Most reloading manuals will suggest that you reduce and work up your loads if you change brands; never a bad idea.
Edited to add: What Chuck Hawks says about seating primers is gospel to me. I was experiencing the odd misfire with my .280 and was definitely overthinking it what the problem could be. I had the headspace checked (it was fine) and I ordered and installed a new firing pin spring. Then I read an article similar to Chuck's, or maybe even that article, and ensured that I was seating my primers fully. Not one misfire with that rifle in the last 20 years, lol!

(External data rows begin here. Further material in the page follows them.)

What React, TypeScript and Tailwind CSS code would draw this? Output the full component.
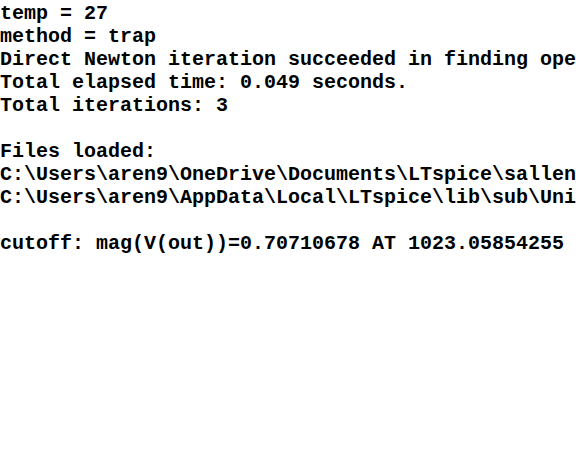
export default function App() {
  const lines = [
    "temp = 27",
    "method = trap",
    "Direct Newton iteration succeeded in finding operating point.",
    "Total elapsed time: 0.049 seconds.",
    "Total iterations: 3",
    "",
    "Files loaded:",
    "C:\\Users\\aren9\\OneDrive\\Documents\\LTspice\\sallen_key_lowpass.asc",
    "C:\\Users\\aren9\\AppData\\Local\\LTspice\\lib\\sub\\UniversalOpAmp2.lib",
    "",
    "cutoff: mag(V(out))=0.70710678 AT 1023.05854255",
  ];

  return (
    <div className="w-[576px] h-[476px] bg-white overflow-hidden pt-[2px]">
      <pre className="m-0 font-['Courier_New','Liberation_Mono',monospace] font-bold text-[20px] leading-[23px] text-black whitespace-pre">
        {lines.map((l, i) => (
          <div key={i} className="h-[23px]">{l}</div>
        ))}
      </pre>
    </div>
  );
}
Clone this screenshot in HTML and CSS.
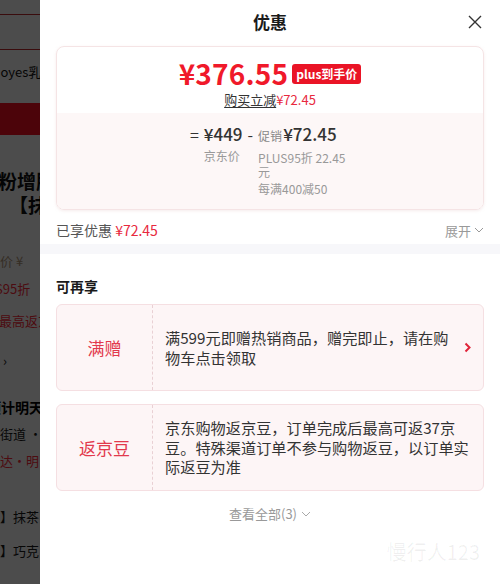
FILE: index.html
```html
<!DOCTYPE html>
<html lang="zh-CN">
<head>
  <meta charset="UTF-8" />
  <meta name="viewport" content="width=device-width, initial-scale=1" />
  <title>优惠</title>
  <link rel="stylesheet" href="styles.css">
</head>
<body>
  <!-- product page behind the drawer -->
  <div class="page">
    <div class="bg-bar short"></div>
    <div class="bg-bar"></div>
    <div class="bg-tabs"><span>Hoyes乳</span></div>
    <div class="bg-banner"></div>
    <div class="bg-title">
      <p class="t1">粉增肌</p>
      <p class="t2">【抹</p>
    </div>
    <p class="bg-line grey l1">到手价 ¥</p>
    <p class="bg-line red l2">PLUS95折</p>
    <p class="bg-line red l3">最高返京</p>
    <p class="bg-line dark l4">名 ›</p>
    <p class="bg-line bold l5">预计明天</p>
    <p class="bg-line dark l6">路街道 ·</p>
    <p class="bg-line red l7">时达·明</p>
    <p class="bg-line dark l8">详】抹茶</p>
    <p class="bg-line dark l9">详】巧克</p>
  </div>
  <div class="mask"></div>

  <div class="sheet">
    <div class="sheet-head">
      <h2>优惠</h2>
      <button class="close" aria-label="关闭">
        <svg width="14" height="14" viewBox="0 0 14 14"><path d="M1 1L13 13M13 1L1 13" stroke="#333" stroke-width="1.4" fill="none"/></svg>
      </button>
    </div>

    <div class="sheet-body">
      <div class="price-card">
        <div class="price-top">
          <div class="price-line">
            <span class="final">¥376.55</span>
            <span class="badge">plus到手价</span>
          </div>
          <div class="save"><u>购买立减</u><em>¥72.45</em></div>
        </div>
        <div class="price-calc">
          <span class="op">=</span>
          <div class="calc-col">
            <div class="amount">¥449</div>
            <div class="sub">京东价</div>
          </div>
          <span class="op">-</span>
          <div class="calc-col wide">
            <div class="amount"><small>促销</small>¥72.45</div>
            <div class="sub">PLUS95折 22.45 元</div>
            <div class="sub">每满400减50</div>
          </div>
        </div>
      </div>

      <div class="enjoyed">
        <span>已享优惠 <em>¥72.45</em></span>
        <span class="expand">展开
          <svg width="10" height="6" viewBox="0 0 10 6"><polyline points="1,1 5,5 9,1" stroke="#999" stroke-width="1" fill="none"/></svg>
        </span>
      </div>
    </div>

    <div class="band"></div>

    <div class="more">
      <h3>可再享</h3>
      <div class="promo">
        <div class="promo-tag">满赠</div>
        <div class="promo-text">满599元即赠热销商品，赠完即止，请在购物车点击领取</div>
        <svg class="promo-arrow" width="7" height="11" viewBox="0 0 7 11"><polyline points="1.5,1.5 5.5,5.5 1.5,9.5" stroke="#e0243a" stroke-width="2" fill="none"/></svg>
      </div>
      <div class="promo">
        <div class="promo-tag">返京豆</div>
        <div class="promo-text">京东购物返京豆，订单完成后最高可返37京豆。特殊渠道订单不参与购物返豆，以订单实际返豆为准</div>
      </div>
      <div class="view-all">查看全部(3)
        <svg width="10" height="6" viewBox="0 0 10 6"><polyline points="1,1 5,5 9,1" stroke="#aaa" stroke-width="1" fill="none"/></svg>
      </div>
    </div>

    <div class="watermark">慢行人123</div>
  </div>
</body>
</html>
```

FILE: styles.css
```css
* {
  box-sizing: border-box;
}
body {
  margin: 0;
  font-family: "Noto Sans CJK SC", "Noto Sans", sans-serif;
  color: #333;
  background: #fff;
  overflow: hidden;
  height: 584px;
}
p {
  margin: 0;
}

/* page behind */
.page {
  width: 500px;
  height: 584px;
  background: #fff;
  overflow: hidden;
}
.bg-bar {
  height: 35px;
  border-bottom: 1px solid #c4282e;
}
.bg-bar.short {
  height: 15px;
}
.bg-tabs {
  height: 53px;
  font-size: 13px;
  line-height: 44px;
  margin-left: -9px;
  color: #111;
}
.bg-banner {
  height: 32px;
  background: #ff1024;
}
.bg-title {
  padding-top: 34px;
  font-size: 19px;
  font-weight: 700;
  color: #111;
  line-height: 24px;
}
.bg-title .t1 {
  margin-left: -2px;
}
.bg-title .t2 {
  margin-left: 9px;
}
.bg-line {
  font-size: 13px;
  line-height: 18px;
  white-space: nowrap;
}
.bg-line.grey { color: #b39a7e; }
.bg-line.red { color: #ff2a3a; }
.bg-line.dark { color: #1a1a1a; }
.bg-line.bold { color: #000; font-weight: 700; font-size: 14px; }
.l1 { margin: 35px 0 0 -26px; }
.l2 { margin: 10px 0 0 -29px; }
.l3 { margin: 14px 0 0 -1px; }
.l4 { margin: 22px 0 0 -13px; }
.l5 { margin: 28px 0 0 -13px; }
.l6 { margin: 9px 0 0 -13px; }
.l7 { margin: 9px 0 0 -13px; }
.l8 { margin: 38px 0 0 -13px; }
.l9 { margin: 16px 0 0 -13px; }

.mask {
  position: fixed;
  inset: 0;
  background: rgba(0, 0, 0, 0.7);
}

/* drawer */
.sheet {
  position: fixed;
  top: 0;
  bottom: 0;
  left: 40px;
  right: 0;
  background: #fff;
}
.sheet-head {
  height: 42px;
  display: flex;
  align-items: center;
  justify-content: center;
  position: relative;
}
.sheet-head h2 {
  margin: 0;
  font-size: 17px;
  font-weight: 700;
  color: #1a1a1a;
}
.close {
  position: absolute;
  right: 17px;
  top: 14px;
  width: 16px;
  height: 16px;
  padding: 0;
  border: none;
  background: none;
  display: flex;
  align-items: center;
  justify-content: center;
}
.sheet-body {
  padding: 4px 16px 0;
}
.price-card {
  border: 1px solid #f5e4e5;
  border-radius: 8px;
  overflow: hidden;
  box-shadow: 0 1px 3px rgba(230, 200, 200, 0.35);
}
.price-top {
  padding: 10px 0 3px;
  text-align: center;
}
.price-line {
  display: flex;
  justify-content: center;
  align-items: center;
  gap: 4px;
  height: 32px;
  line-height: 32px;
}
.final {
  font-size: 28px;
  font-weight: 600;
  color: #f0192a;
  letter-spacing: 0.2px;
}
.badge {
  background: #ea1426;
  color: #fff;
  font-size: 12px;
  font-weight: 700;
  line-height: 20px;
  padding: 0 4px;
  border-radius: 3px;
  margin-top: 2px;
}
.save {
  font-size: 13px;
  line-height: 20px;
  margin-top: 1px;
  color: #333;
}
.save u {
  text-decoration-color: #333;
  text-underline-offset: 2px;
}
.save em, .enjoyed em {
  font-style: normal;
  color: #e8293e;
}
.price-calc {
  background: #fdf7f7;
  display: flex;
  justify-content: center;
  gap: 5px;
  padding: 9px 0 13px;
}
.op {
  font-size: 16px;
  line-height: 24px;
  color: #333;
}
.calc-col {
  display: flex;
  flex-direction: column;
}
.calc-col.wide {
  width: 92px;
}
.amount {
  font-size: 17px;
  font-weight: 500;
  line-height: 24px;
  color: #333;
  white-space: nowrap;
}
.amount small {
  font-size: 12px;
  color: #888;
  font-weight: 400;
  margin-right: 1px;
}
.sub {
  font-size: 12px;
  line-height: 14px;
  color: #999;
  margin-top: 3px;
}
.enjoyed {
  display: flex;
  justify-content: space-between;
  align-items: center;
  height: 22px;
  margin: 9px 0 3px;
  font-size: 14px;
  color: #555;
}
.expand {
  font-size: 13px;
  color: #999;
  display: flex;
  align-items: center;
  gap: 3px;
}
.band {
  height: 10px;
  background: #f7f7fa;
}
.more {
  padding: 22px 16px 0;
}
.more h3 {
  margin: 0 0 8px;
  font-size: 14px;
  font-weight: 700;
  line-height: 20px;
  color: #1a1a1a;
}
.promo {
  display: flex;
  align-items: center;
  min-height: 87px;
  margin-bottom: 13px;
  background: #fdf5f6;
  border: 1px solid #f5dfe2;
  border-radius: 6px;
}
.promo-tag {
  width: 96px;
  align-self: stretch;
  display: flex;
  align-items: center;
  justify-content: center;
  border-right: 1px dashed #e9d0d4;
  font-size: 17px;
  color: #e2394d;
}
.promo-text {
  flex: 1;
  padding: 12px 10px 12px 12px;
  font-size: 15.2px;
  line-height: 19.5px;
  color: #333;
}
.promo-arrow {
  margin: 0 12px 0 4px;
  flex-shrink: 0;
}
.view-all {
  display: flex;
  justify-content: center;
  align-items: center;
  gap: 4px;
  font-size: 13px;
  color: #999;
  margin-top: 7px;
}
.watermark {
  position: absolute;
  right: 20px;
  bottom: 18px;
  font-size: 20px;
  color: rgba(0, 0, 0, 0.06);
}
```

Federal primers are known to be soft, they look like you have pressure signs due to flattening out but it is perfectly normal for those primers, you cannot take primer flatness as a pressure sign on its own anyway but this makes it even harder. Be aware of military spec primers, the SKS needs a harder primer, something like a soft Federal primer would probably cause slam fire.
-
July 15th, 2017, 11:04 PM
#8
I asked almost the same question of large rifle primers vs. magnum premiers. I scored a sweet deal on almost 5000 magnum primers when LeBaron closed their doors. Regular price was 7$ for 100 but I paid 2.50 per 100. Then I wondered if I could use them with my 30-30, 308 and 243. Did some asking and a little web surfing but got no definitive answer. So, I started reloading for the various calibers I had and started from the low end and worked up. In the end I found a difference of about +50fps on some and some times no difference at all between a LR primer and LRM primer. None of my loads are at the max. Most are 1/2 grain to 1 grain below max. Accuracy wasn't really affected either.
Im not loading for competition just for hunting so with me its just an opportunity to shoot more with the money spent.
There are three reasons to own a gun. To protect yourself and your family, to hunt dangerous and delicious animals, and to keep the King of England out of your face.